China is drafting a new law that when passed will impose tough restrictions on foreign non-government organizations or NGOs. Analysts say the government sees some foreign NGOs as security risks, and is creating a set of laws and procedures that give it more power to investigate them.
At least one major foreign NGO, ActionAid, has wound down its operations, leaving behind only a token presence in China. Several other western NGOs are looking at plans to pull out of China as well.
The recent detention of Swedish NGO worker, Peter Dahlin, is not helping either.
“The government’s draft law indicates that dealing with foreign NGOs is linked to the question of “national security” and therefore a top priority.

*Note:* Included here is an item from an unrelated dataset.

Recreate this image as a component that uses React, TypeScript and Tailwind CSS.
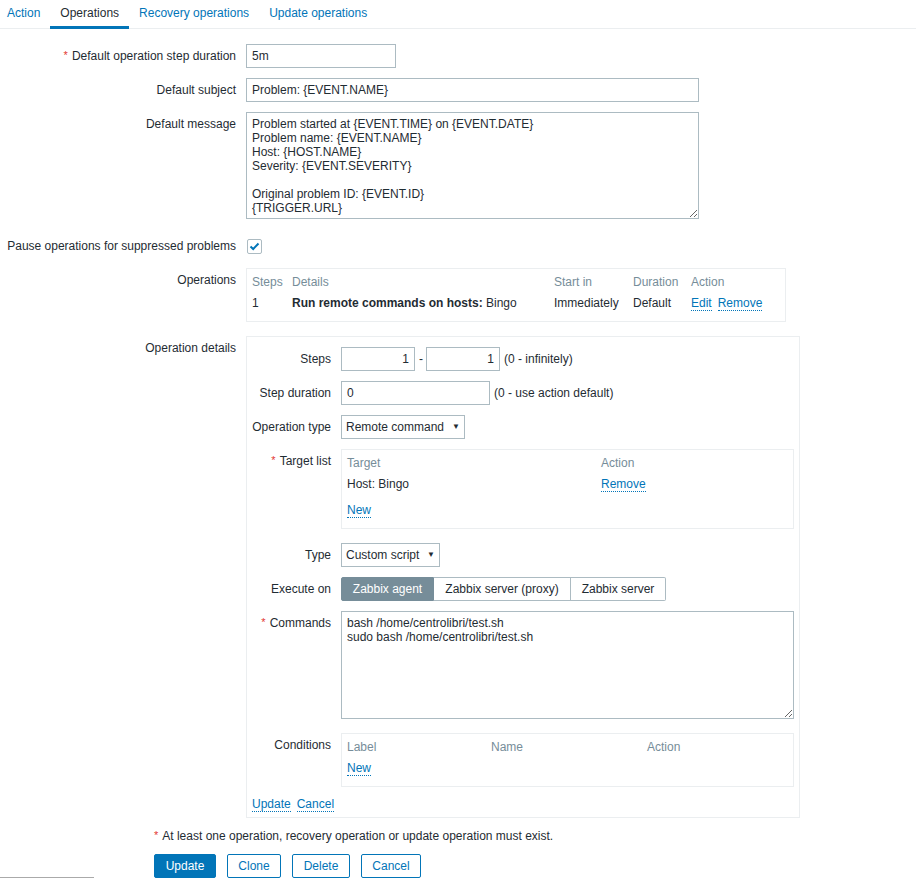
import React from "react";

const font = "font-['Liberation_Sans',Arial,sans-serif]";

function Req() {
  return <span className="text-[#e33734] mr-[4px] text-[11px] relative top-[-1px]">*</span>;
}

function Link({ children }: { children: React.ReactNode }) {
  return (
    <span className="text-[#0275b8] border-b border-dotted border-[#0275b8] leading-[14px] inline-block">
      {children}
    </span>
  );
}

function Row({
  label,
  req,
  width,
  className = "",
  children,
}: {
  label: string;
  req?: boolean;
  width: string;
  className?: string;
  children: React.ReactNode;
}) {
  return (
    <div className={`flex ${className}`}>
      <div className={`${width} shrink-0 text-right leading-[24px] whitespace-nowrap`}>
        {req && <Req />}
        {label}
      </div>
      <div className="ml-[10px] flex-1 min-w-0">{children}</div>
    </div>
  );
}

const inputCls =
  "h-[24px] border border-[#acbbc2] px-[5px] text-[12px] text-[#1f2c33] outline-none bg-white";

function Select({ text, w }: { text: string; w: string }) {
  return (
    <div className={`${w} h-[24px] border border-[#acbbc2] px-[4px] flex items-center justify-between`}>
      <span>{text}</span>
      <span className="text-[8px] text-[#1f2c33]">▼</span>
    </div>
  );
}

export default function App() {
  const msg =
    "Problem started at {EVENT.TIME} on {EVENT.DATE}\nProblem name: {EVENT.NAME}\nHost: {HOST.NAME}\nSeverity: {EVENT.SEVERITY}\n\nOriginal problem ID: {EVENT.ID}\n{TRIGGER.URL}";
  const cmds = "bash /home/centrolibri/test.sh\nsudo bash /home/centrolibri/test.sh";

  return (
    <div className={`${font} text-[12px] text-[#1f2c33] bg-white w-[916px] h-[878px] overflow-hidden`}>
      {/* TABS */}
      <div className="flex h-[29px] border-b border-[#ebeef0]">
        <div className="pl-[7px] pr-[10px] text-[#0275b8] leading-[26px]">Action</div>
        <div className="px-[10px] leading-[26px] border-b-[3px] border-[#0275b8] h-[29px]">Operations</div>
        <div className="px-[10px] text-[#0275b8] leading-[26px]">Recovery operations</div>
        <div className="px-[10px] text-[#0275b8] leading-[26px]">Update operations</div>
      </div>

      {/* FORM */}
      <div className="pt-[15px]">
        <Row label="Default operation step duration" req width="w-[236px]">
          <input readOnly value="5m" className={`${inputCls} w-[150px]`} />
        </Row>
        <Row label="Default subject" width="w-[236px]" className="mt-[10px]">
          <input readOnly value="Problem: {EVENT.NAME}" className={`${inputCls} w-[453px]`} />
        </Row>
        <Row label="Default message" width="w-[236px]" className="mt-[10px]">
          <textarea
            readOnly
            defaultValue={msg}
            className="block w-[453px] h-[107px] border border-[#acbbc2] px-[5px] py-[4px] text-[12px] leading-[14px] text-[#1f2c33] outline-none resize-y"
          />
        </Row>

        <div className="flex items-center mt-[15px] h-[24px]">
          <div className="w-[236px] text-right whitespace-nowrap">Pause operations for suppressed problems</div>
          <div className="ml-[11px] w-[15px] h-[15px] border border-[#acbbc2] rounded-[2px] flex items-center justify-center">
            <svg width="11" height="9" viewBox="0 0 11 9">
              <path d="M1.5 4.5 L4.2 7 L9.5 1.5" fill="none" stroke="#0275b8" strokeWidth="2" />
            </svg>
          </div>
        </div>

        {/* OPERATIONS */}
        <Row label="Operations" width="w-[236px]" className="mt-[10px]">
          <div className="w-[540px] h-[54px] border border-[#ebeef0] pt-[5px]">
            <div className="flex h-[16px] items-center text-[#768d99]">
              <div className="w-[40px] pl-[5px]">Steps</div>
              <div className="w-[262px] pl-[5px]">Details</div>
              <div className="w-[79px] pl-[5px]">Start in</div>
              <div className="w-[58px] pl-[5px]">Duration</div>
              <div className="pl-[5px]">Action</div>
            </div>
            <div className="flex h-[26px] items-center">
              <div className="w-[40px] pl-[5px]">1</div>
              <div className="w-[262px] pl-[5px]">
                <b>Run remote commands on hosts:</b> Bingo
              </div>
              <div className="w-[79px] pl-[5px]">Immediately</div>
              <div className="w-[58px] pl-[5px]">Default</div>
              <div className="pl-[5px] flex gap-[6px]">
                <Link>Edit</Link>
                <Link>Remove</Link>
              </div>
            </div>
          </div>
        </Row>

        {/* OPERATION DETAILS */}
        <Row label="Operation details" width="w-[236px]" className="mt-[14px]">
          <div className="w-[554px] h-[482px] border border-[#ebeef0] pt-[10px]">
            <Row label="Steps" width="w-[84px]">
              <div className="flex items-center">
                <input readOnly value="1" className={`${inputCls} w-[74px] text-right`} />
                <span className="ml-[4px] mr-[3px]">-</span>
                <input readOnly value="1" className={`${inputCls} w-[74px] text-right`} />
                <span className="ml-[4px]">(0 - infinitely)</span>
              </div>
            </Row>
            <Row label="Step duration" width="w-[84px]" className="mt-[10px]">
              <div className="flex items-center">
                <input readOnly value="0" className={`${inputCls} w-[149px]`} />
                <span className="ml-[4px]">(0 - use action default)</span>
              </div>
            </Row>
            <Row label="Operation type" width="w-[84px]" className="mt-[10px]">
              <Select text="Remote command" w="w-[124px]" />
            </Row>
            <Row label="Target list" req width="w-[84px]" className="mt-[10px]">
              <div className="w-[453px] h-[80px] border border-[#ebeef0] pt-[5px]">
                <div className="flex h-[16px] items-center text-[#768d99]">
                  <div className="w-[254px] pl-[5px]">Target</div>
                  <div className="pl-[5px]">Action</div>
                </div>
                <div className="flex h-[26px] items-center">
                  <div className="w-[254px] pl-[5px]">Host: Bingo</div>
                  <div className="pl-[5px]">
                    <Link>Remove</Link>
                  </div>
                </div>
                <div className="pl-[5px] pt-[4px]">
                  <Link>New</Link>
                </div>
              </div>
            </Row>
            <Row label="Type" width="w-[84px]" className="mt-[14px]">
              <Select text="Custom script" w="w-[99px]" />
            </Row>
            <Row label="Execute on" width="w-[84px]" className="mt-[10px]">
              <div className="flex h-[24px]">
                <div className="w-[93px] flex items-center justify-center bg-[#768d99] text-white border border-[#768d99] rounded-l-[2px]">
                  Zabbix agent
                </div>
                <div className="w-[137px] flex items-center justify-center border-y border-r border-[#acbbc2]">
                  Zabbix server (proxy)
                </div>
                <div className="w-[95px] flex items-center justify-center border-y border-r border-[#acbbc2] rounded-r-[2px]">
                  Zabbix server
                </div>
              </div>
            </Row>
            <Row label="Commands" req width="w-[84px]" className="mt-[10px]">
              <textarea
                readOnly
                defaultValue={cmds}
                className="block w-[453px] h-[108px] border border-[#acbbc2] px-[5px] py-[4px] text-[12px] leading-[14px] text-[#1f2c33] outline-none resize-y"
              />
            </Row>
            <Row label="Conditions" width="w-[84px]" className="mt-[14px]">
              <div className="w-[453px] h-[54px] border border-[#ebeef0] pt-[5px]">
                <div className="flex h-[16px] items-center text-[#768d99]">
                  <div className="w-[144px] pl-[5px]">Label</div>
                  <div className="w-[156px] pl-[5px]">Name</div>
                  <div className="pl-[5px]">Action</div>
                </div>
                <div className="flex h-[26px] items-center pl-[5px]">
                  <Link>New</Link>
                </div>
              </div>
            </Row>
            <div className="mt-[10px] pl-[5px] flex gap-[6px]">
              <Link>Update</Link>
              <Link>Cancel</Link>
            </div>
          </div>
        </Row>

        {/* NOTE */}
        <div className="ml-[154px] mt-[11px] leading-[14px]">
          <Req />
          At least one operation, recovery operation or update operation must exist.
        </div>

        {/* BUTTONS */}
        <div className="ml-[154px] mt-[11px] flex gap-[11px]">
          <button className="w-[62px] h-[24px] bg-[#0275b8] text-white rounded-[2px] border border-[#0275b8]">Update</button>
          <button className="w-[54px] h-[24px] text-[#0275b8] rounded-[2px] border border-[#0275b8]">Clone</button>
          <button className="w-[58px] h-[24px] text-[#0275b8] rounded-[2px] border border-[#0275b8]">Delete</button>
          <button className="w-[60px] h-[24px] text-[#0275b8] rounded-[2px] border border-[#0275b8]">Cancel</button>
        </div>
        <div className="w-[94px] h-[20px] border border-[#aaaaaa] mt-[-1px]"></div>
      </div>
    </div>
  );
}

The recent case of the Swedish NGO activist Peter Dahlin has reinforced that message,” said Kristin Shi-Kupfer, director of Politics, Society and Media Research Area at the Berlin-based Mercator Institute for China Studies (MERICS) said.
Western infiltrators
China has often raised concerns that Western political forces are trying to infiltrate Chinese society through NGOs and spread ideas about western style democracy.
Peter Dahlin, the Swedish NGO worker, has been shown on government controlled television allegedly confessing to breaking the law and using foreign funds to "instigate confrontations" in Chinese society. Western sources have described it as a “forced confession.”

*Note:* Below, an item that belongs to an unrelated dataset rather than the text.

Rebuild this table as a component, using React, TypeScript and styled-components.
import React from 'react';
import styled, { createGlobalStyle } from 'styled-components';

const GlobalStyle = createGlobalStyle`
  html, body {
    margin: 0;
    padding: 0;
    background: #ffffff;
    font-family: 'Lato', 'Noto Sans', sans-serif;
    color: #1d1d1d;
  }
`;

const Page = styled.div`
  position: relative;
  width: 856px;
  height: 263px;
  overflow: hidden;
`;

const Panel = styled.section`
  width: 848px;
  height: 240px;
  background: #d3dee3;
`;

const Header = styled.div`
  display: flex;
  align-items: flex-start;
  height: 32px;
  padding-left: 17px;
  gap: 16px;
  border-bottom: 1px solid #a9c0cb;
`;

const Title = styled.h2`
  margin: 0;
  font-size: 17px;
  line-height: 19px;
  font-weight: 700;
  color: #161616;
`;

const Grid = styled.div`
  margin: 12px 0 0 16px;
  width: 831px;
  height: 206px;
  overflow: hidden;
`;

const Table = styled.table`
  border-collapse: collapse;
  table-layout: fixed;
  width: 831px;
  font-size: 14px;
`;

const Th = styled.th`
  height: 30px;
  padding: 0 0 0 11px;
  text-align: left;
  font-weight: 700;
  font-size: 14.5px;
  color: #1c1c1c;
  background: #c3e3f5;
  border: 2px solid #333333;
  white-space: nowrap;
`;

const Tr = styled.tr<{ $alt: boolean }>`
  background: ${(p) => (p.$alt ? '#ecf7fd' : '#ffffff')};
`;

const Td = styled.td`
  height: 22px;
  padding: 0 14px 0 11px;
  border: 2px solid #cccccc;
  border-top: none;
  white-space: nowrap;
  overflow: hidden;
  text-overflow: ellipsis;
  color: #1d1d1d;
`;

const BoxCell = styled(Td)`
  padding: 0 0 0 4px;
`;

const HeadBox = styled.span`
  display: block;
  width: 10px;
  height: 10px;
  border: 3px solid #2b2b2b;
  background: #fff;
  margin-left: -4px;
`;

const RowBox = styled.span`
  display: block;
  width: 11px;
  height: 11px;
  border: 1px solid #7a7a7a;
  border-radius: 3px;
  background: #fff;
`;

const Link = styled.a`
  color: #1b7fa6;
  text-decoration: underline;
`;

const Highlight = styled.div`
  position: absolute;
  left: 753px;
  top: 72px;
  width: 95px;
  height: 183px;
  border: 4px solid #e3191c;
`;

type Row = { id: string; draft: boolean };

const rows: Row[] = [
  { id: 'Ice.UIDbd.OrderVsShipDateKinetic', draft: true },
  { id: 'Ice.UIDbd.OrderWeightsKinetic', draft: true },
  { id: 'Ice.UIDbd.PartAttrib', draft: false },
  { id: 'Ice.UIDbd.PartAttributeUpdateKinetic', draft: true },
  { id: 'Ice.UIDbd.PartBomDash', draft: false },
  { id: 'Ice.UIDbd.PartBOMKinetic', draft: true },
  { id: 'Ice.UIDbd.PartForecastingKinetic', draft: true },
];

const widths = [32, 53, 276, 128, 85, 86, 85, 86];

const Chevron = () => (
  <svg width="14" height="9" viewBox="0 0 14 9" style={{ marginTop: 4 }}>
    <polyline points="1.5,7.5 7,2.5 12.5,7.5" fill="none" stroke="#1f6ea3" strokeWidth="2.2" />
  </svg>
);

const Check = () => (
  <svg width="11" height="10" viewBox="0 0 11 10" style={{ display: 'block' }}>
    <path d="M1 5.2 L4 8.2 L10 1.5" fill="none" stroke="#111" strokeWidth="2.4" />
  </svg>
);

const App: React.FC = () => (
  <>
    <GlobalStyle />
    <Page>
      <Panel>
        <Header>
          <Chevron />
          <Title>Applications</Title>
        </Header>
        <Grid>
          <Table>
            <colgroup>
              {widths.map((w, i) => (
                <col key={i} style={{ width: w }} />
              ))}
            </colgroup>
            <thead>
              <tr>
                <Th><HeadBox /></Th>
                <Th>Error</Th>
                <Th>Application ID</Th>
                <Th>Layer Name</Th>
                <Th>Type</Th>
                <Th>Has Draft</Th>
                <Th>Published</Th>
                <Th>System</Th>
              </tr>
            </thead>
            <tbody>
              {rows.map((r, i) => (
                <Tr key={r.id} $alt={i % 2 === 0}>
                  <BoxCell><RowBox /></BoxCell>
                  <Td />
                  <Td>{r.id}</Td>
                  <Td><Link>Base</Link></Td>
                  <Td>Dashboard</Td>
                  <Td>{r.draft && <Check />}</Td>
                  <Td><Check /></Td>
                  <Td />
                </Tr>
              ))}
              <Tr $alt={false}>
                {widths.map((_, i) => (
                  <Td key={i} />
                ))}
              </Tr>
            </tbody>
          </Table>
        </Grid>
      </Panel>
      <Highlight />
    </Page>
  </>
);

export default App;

According to the draft law, all NGOs must register with security authorities, who will then supervise their activities. The law has specific provisions addressing what it calls “endangerment of national security” by NGOs and possible violations by them against “national morals, values and customs”.
“Such categories offer huge spaces for political interpretation and therefore to ban activities of foreign NGOs or for further punishment,” Shi-Kupfer said.
The draft law also imposes restrictions on activities by foreign NGOs to raise funds in China. This provision may discourage many foreign NGOs, who have begun to tap local funds as an alternative source given rising difficulties in raising funds abroad, sources said.
Color revolution
Robert Lawrence Kuhn, author of two books on China’s leadership, said the party does not want to take chances and permit the spread of Western ideas at this time when the country is going through a major economic slowdown and social transformation.
“China’s Communist Party feels that western NGOs played an important role in the fall of Communist governments in Eastern Europe, though there were other reasons as well. The party wants to be capable of dealing with such NGOs at this time of social transition,” he said.
Scott Kennedy, director of the Project on Chinese Business and Political Economy at the Washington-based Center for Strategic and International Studies says “China's leadership believes the color revolutions were in part caused by foreign NGOs, and they want to avoid the fate of other toppled authoritarian governments.”
Internal resistance
But the draft law is also facing some mild resistance from individuals within the Communist Party, who point to the major contributions made by foreign NGOs in areas like caring for handicapped children and reducing poverty in remote and neglected parts of the country, analysts say.
Some Chinese officials have also expressed concerns that the task of supervision may lead to excesses, forcing foreign NGOs with good track record to leave the country.
“If the draft isn't substantially altered, it will spell the end of many NGOs operating in China and have hugely negative consequences for Chinese society,” Kennedy said.